- **Instruction**: Only the pictures are omitted; repeat all other data exactly.

* * *

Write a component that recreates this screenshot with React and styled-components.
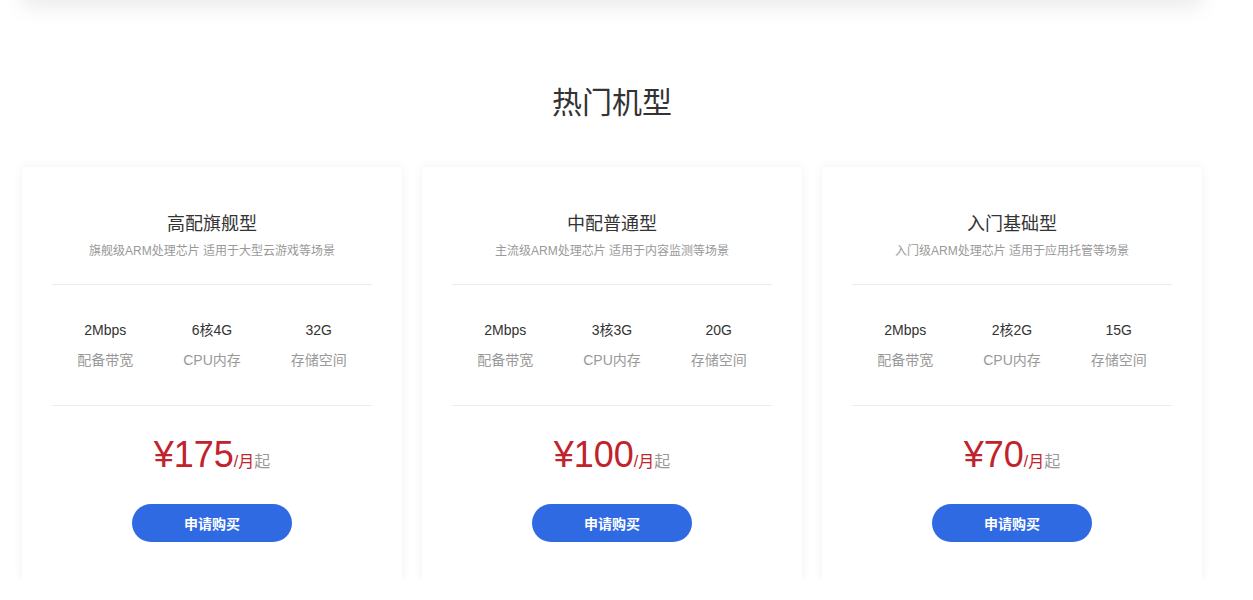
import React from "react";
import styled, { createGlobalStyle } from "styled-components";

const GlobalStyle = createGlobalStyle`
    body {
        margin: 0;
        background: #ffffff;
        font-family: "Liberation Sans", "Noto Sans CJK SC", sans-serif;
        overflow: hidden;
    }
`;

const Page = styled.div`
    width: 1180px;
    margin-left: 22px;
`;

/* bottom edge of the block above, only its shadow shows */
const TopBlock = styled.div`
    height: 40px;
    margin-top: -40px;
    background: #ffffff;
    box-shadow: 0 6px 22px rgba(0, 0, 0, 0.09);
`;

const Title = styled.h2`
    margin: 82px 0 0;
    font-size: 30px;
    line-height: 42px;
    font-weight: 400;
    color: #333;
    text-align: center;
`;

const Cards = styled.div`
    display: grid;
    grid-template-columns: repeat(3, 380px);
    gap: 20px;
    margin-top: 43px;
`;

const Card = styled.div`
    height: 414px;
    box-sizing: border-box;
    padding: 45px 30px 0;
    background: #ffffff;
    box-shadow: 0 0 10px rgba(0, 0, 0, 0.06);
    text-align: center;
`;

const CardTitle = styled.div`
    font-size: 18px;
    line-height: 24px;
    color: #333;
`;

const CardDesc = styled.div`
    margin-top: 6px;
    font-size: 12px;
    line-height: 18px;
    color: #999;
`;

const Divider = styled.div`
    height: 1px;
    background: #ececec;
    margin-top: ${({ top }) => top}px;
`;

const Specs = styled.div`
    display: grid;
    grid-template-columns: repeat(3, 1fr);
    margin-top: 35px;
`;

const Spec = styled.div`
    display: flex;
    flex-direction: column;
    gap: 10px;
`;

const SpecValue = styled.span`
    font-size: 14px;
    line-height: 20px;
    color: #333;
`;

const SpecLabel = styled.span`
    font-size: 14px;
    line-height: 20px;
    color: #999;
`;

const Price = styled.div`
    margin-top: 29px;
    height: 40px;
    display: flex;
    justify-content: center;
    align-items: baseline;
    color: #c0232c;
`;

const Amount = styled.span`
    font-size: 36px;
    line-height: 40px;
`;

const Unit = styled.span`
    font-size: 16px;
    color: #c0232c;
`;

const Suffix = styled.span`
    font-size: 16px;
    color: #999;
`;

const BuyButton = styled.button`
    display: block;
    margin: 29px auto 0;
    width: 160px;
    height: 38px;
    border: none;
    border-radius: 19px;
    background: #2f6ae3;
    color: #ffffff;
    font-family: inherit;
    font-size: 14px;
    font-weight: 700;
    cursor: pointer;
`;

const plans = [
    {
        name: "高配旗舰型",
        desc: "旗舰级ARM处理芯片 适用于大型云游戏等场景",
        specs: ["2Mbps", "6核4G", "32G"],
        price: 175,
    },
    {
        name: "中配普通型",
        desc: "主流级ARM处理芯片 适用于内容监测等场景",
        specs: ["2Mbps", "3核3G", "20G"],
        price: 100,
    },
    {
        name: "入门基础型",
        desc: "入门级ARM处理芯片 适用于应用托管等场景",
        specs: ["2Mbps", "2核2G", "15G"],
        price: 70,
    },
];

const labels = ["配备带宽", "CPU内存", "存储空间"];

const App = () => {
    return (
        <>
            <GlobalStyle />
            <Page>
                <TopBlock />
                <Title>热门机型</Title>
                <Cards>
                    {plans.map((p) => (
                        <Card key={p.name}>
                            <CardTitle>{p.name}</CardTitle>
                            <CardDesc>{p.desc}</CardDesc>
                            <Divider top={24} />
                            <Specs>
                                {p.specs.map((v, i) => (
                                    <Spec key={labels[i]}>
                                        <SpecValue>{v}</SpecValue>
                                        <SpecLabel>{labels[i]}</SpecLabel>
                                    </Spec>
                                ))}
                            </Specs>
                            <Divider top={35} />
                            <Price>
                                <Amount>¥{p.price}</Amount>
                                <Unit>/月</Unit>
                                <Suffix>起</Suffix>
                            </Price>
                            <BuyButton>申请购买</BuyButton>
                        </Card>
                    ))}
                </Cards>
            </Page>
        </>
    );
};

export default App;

* * *

- **Completed task**:
Write a component that recreates this screenshot with React and styled-components.
import React from "react";
import styled, { createGlobalStyle } from "styled-components";

const GlobalStyle = createGlobalStyle`
    body {
        margin: 0;
        background: #ffffff;
        font-family: "Liberation Sans", "Noto Sans CJK SC", sans-serif;
        overflow: hidden;
    }
`;

const Page = styled.div`
    width: 1180px;
    margin-left: 22px;
`;

/* bottom edge of the block above, only its shadow shows */
const TopBlock = styled.div`
    height: 40px;
    margin-top: -40px;
    background: #ffffff;
    box-shadow: 0 6px 22px rgba(0, 0, 0, 0.09);
`;

const Title = styled.h2`
    margin: 82px 0 0;
    font-size: 30px;
    line-height: 42px;
    font-weight: 400;
    color: #333;
    text-align: center;
`;

const Cards = styled.div`
    display: grid;
    grid-template-columns: repeat(3, 380px);
    gap: 20px;
    margin-top: 43px;
`;

const Card = styled.div`
    height: 414px;
    box-sizing: border-box;
    padding: 45px 30px 0;
    background: #ffffff;
    box-shadow: 0 0 10px rgba(0, 0, 0, 0.06);
    text-align: center;
`;

const CardTitle = styled.div`
    font-size: 18px;
    line-height: 24px;
    color: #333;
`;

const CardDesc = styled.div`
    margin-top: 6px;
    font-size: 12px;
    line-height: 18px;
    color: #999;
`;

const Divider = styled.div`
    height: 1px;
    background: #ececec;
    margin-top: ${({ top }) => top}px;
`;

const Specs = styled.div`
    display: grid;
    grid-template-columns: repeat(3, 1fr);
    margin-top: 35px;
`;

const Spec = styled.div`
    display: flex;
    flex-direction: column;
    gap: 10px;
`;

const SpecValue = styled.span`
    font-size: 14px;
    line-height: 20px;
    color: #333;
`;

const SpecLabel = styled.span`
    font-size: 14px;
    line-height: 20px;
    color: #999;
`;

const Price = styled.div`
    margin-top: 29px;
    height: 40px;
    display: flex;
    justify-content: center;
    align-items: baseline;
    color: #c0232c;
`;

const Amount = styled.span`
    font-size: 36px;
    line-height: 40px;
`;

const Unit = styled.span`
    font-size: 16px;
    color: #c0232c;
`;

const Suffix = styled.span`
    font-size: 16px;
    color: #999;
`;

const BuyButton = styled.button`
    display: block;
    margin: 29px auto 0;
    width: 160px;
    height: 38px;
    border: none;
    border-radius: 19px;
    background: #2f6ae3;
    color: #ffffff;
    font-family: inherit;
    font-size: 14px;
    font-weight: 700;
    cursor: pointer;
`;

const plans = [
    {
        name: "高配旗舰型",
        desc: "旗舰级ARM处理芯片 适用于大型云游戏等场景",
        specs: ["2Mbps", "6核4G", "32G"],
        price: 175,
    },
    {
        name: "中配普通型",
        desc: "主流级ARM处理芯片 适用于内容监测等场景",
        specs: ["2Mbps", "3核3G", "20G"],
        price: 100,
    },
    {
        name: "入门基础型",
        desc: "入门级ARM处理芯片 适用于应用托管等场景",
        specs: ["2Mbps", "2核2G", "15G"],
        price: 70,
    },
];

const labels = ["配备带宽", "CPU内存", "存储空间"];

const App = () => {
    return (
        <>
            <GlobalStyle />
            <Page>
                <TopBlock />
                <Title>热门机型</Title>
                <Cards>
                    {plans.map((p) => (
                        <Card key={p.name}>
                            <CardTitle>{p.name}</CardTitle>
                            <CardDesc>{p.desc}</CardDesc>
                            <Divider top={24} />
                            <Specs>
                                {p.specs.map((v, i) => (
                                    <Spec key={labels[i]}>
                                        <SpecValue>{v}</SpecValue>
                                        <SpecLabel>{labels[i]}</SpecLabel>
                                    </Spec>
                                ))}
                            </Specs>
                            <Divider top={35} />
                            <Price>
                                <Amount>¥{p.price}</Amount>
                                <Unit>/月</Unit>
                                <Suffix>起</Suffix>
                            </Price>
                            <BuyButton>申请购买</BuyButton>
                        </Card>
                    ))}
                </Cards>
            </Page>
        </>
    );
};

export default App;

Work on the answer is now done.